Google Squared.  You had me at hello.

Google Squared. You had me at hello.

Further playing around with it convinced me that this would have been a nice tool to have when I was doing ridiculous term papers in high school.  Term papers about crap I didn’t care about.  Basically random stuff.  G^2 is great for that, but really not very helpful otherwise.  It was pretty awesome finding out the number of victims of 30 different serial killers all at once, though.  As quality improves (assuming it does), this could be pretty useful.  Quality has to get there though.  90% of time using it is trial and error trying to find something that works.  I was able to add some sorting algorithms to a square, but couldn’t find a single column to add that actually had something in it (that wasn’t absurd).  Wolfram|Alpha is still the winner in the knowledge engine department, methinks.

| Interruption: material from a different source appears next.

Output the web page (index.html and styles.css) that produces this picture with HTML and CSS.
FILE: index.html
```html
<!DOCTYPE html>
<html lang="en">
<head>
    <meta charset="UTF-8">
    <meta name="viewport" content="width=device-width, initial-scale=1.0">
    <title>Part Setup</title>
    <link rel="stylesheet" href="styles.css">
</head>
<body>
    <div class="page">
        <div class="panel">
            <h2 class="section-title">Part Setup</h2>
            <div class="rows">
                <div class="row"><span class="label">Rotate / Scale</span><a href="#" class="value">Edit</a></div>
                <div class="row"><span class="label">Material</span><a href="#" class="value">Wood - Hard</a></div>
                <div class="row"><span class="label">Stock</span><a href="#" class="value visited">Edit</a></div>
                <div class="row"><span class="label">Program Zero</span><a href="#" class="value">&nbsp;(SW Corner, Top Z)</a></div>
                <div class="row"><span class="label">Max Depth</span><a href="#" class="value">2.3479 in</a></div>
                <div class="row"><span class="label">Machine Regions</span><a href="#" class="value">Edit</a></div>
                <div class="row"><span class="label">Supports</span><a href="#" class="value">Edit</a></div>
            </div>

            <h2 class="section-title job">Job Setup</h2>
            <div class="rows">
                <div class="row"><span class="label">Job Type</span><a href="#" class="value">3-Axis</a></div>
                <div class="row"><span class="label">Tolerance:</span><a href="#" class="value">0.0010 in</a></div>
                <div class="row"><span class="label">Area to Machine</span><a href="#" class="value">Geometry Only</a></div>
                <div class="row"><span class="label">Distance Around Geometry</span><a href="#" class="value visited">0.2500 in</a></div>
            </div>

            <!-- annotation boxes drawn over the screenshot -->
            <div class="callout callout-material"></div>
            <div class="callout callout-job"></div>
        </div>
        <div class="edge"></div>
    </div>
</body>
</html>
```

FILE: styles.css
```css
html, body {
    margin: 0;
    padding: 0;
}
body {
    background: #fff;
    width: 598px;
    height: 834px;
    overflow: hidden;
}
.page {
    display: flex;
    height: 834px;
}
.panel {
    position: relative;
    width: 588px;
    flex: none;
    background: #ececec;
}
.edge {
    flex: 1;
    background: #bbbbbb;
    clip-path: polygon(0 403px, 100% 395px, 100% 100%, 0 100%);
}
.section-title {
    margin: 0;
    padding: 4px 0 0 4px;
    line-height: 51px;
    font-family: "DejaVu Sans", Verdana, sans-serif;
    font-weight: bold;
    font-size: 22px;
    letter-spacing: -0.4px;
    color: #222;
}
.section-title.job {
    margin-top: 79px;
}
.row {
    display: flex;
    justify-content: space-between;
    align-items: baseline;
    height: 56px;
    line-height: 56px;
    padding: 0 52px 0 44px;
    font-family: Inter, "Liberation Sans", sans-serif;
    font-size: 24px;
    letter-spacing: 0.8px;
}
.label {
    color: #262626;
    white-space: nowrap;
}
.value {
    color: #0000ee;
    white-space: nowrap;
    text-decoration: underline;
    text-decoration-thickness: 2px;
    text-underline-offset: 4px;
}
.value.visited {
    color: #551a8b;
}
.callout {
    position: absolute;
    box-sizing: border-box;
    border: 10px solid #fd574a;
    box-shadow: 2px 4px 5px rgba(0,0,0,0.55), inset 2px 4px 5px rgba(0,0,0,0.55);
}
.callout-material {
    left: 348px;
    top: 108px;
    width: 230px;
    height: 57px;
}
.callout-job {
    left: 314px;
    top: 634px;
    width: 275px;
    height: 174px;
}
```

Some Google Squared Results

Some Google Squared Results

Reblog this post [with Zemanta]

Perhaps you’ve heard of the latest brainchild of the Wunderkind Stephen WolframWolfram|Alpha.  Matthew Hurst nicknamed it Alphram today and I agree that’s a much better name.   Wolfram|Alpha (W|A henceforth) is not a search engine, it’s a knowledge engine.  It will compete with Google on a slice of traffic that Google really isn’t all that hot in for now, comparative questioning answering.  When you ask Google something like “How does the GDP of South Africa compare to China?” you hope you get back something relevant in the first few results (spoiler alert:  you don’t).  When you ask that of W|A, you get exactly what you’re looking for.  Beautiful.  W|A’s so-called natural language interface isn’t perfect, though.  You get a lot of flakiness from it until you start to recognize what works and what doesn’t.

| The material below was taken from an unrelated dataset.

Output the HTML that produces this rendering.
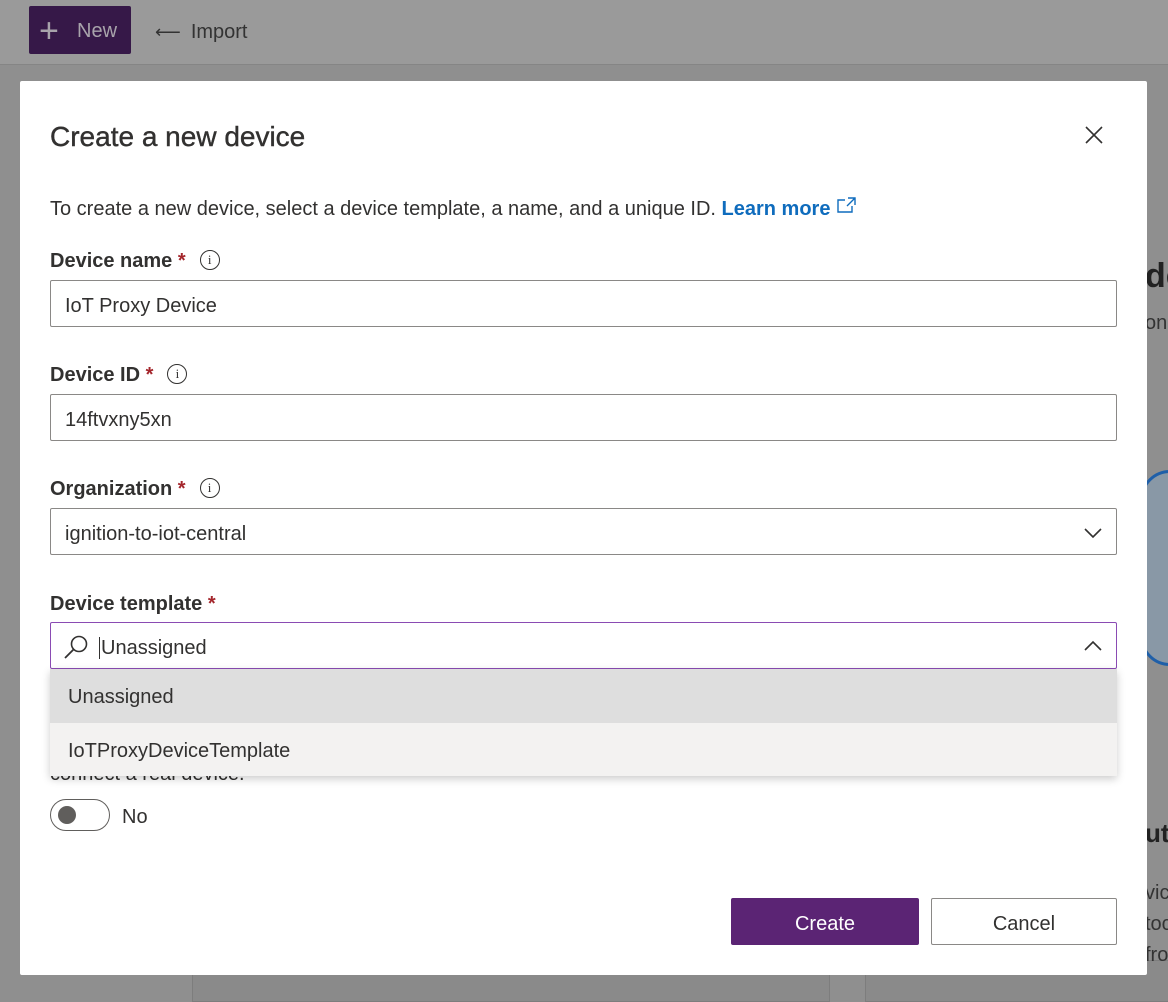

Now let’s be honest.  How often do we search for that kind of thing?  Not very often.  I think that’s partly because Google is notoriously bad at it.  Once we start to get a handle on what W|A is capable of, I think people will start expecting more of their friendly neighborhood search giant.  Google claims to have a few tricks up its sleeves, but everything I’ve seen out of Google lately has been such a disappointment I am deeply skeptical.  The new trick is called Google Squared and it returns search results in a spreadsheet format, breaking down the various facets of the things you are searching for.  In the demo, it shows stuff like rollercoaster drop speeds, heights, etc when you search for roller coasters.  You can add to the square and do some pretty nifty stuff.  TechCrunch claims this will kill W|A.  I think the two could be complementary.  Based on the demo, I expect W|A will return results of a higher calibre, but will miss out on a lot of queries because the knowledge is just missing.  Google Squared appears to be doing something fuzzier and will return results that might be really bad.  So while W|A just says it doesn’t know, Google Squared will let you pick through the junk to find the gem.  Google Squared is expected to launch later this month in Google Labs.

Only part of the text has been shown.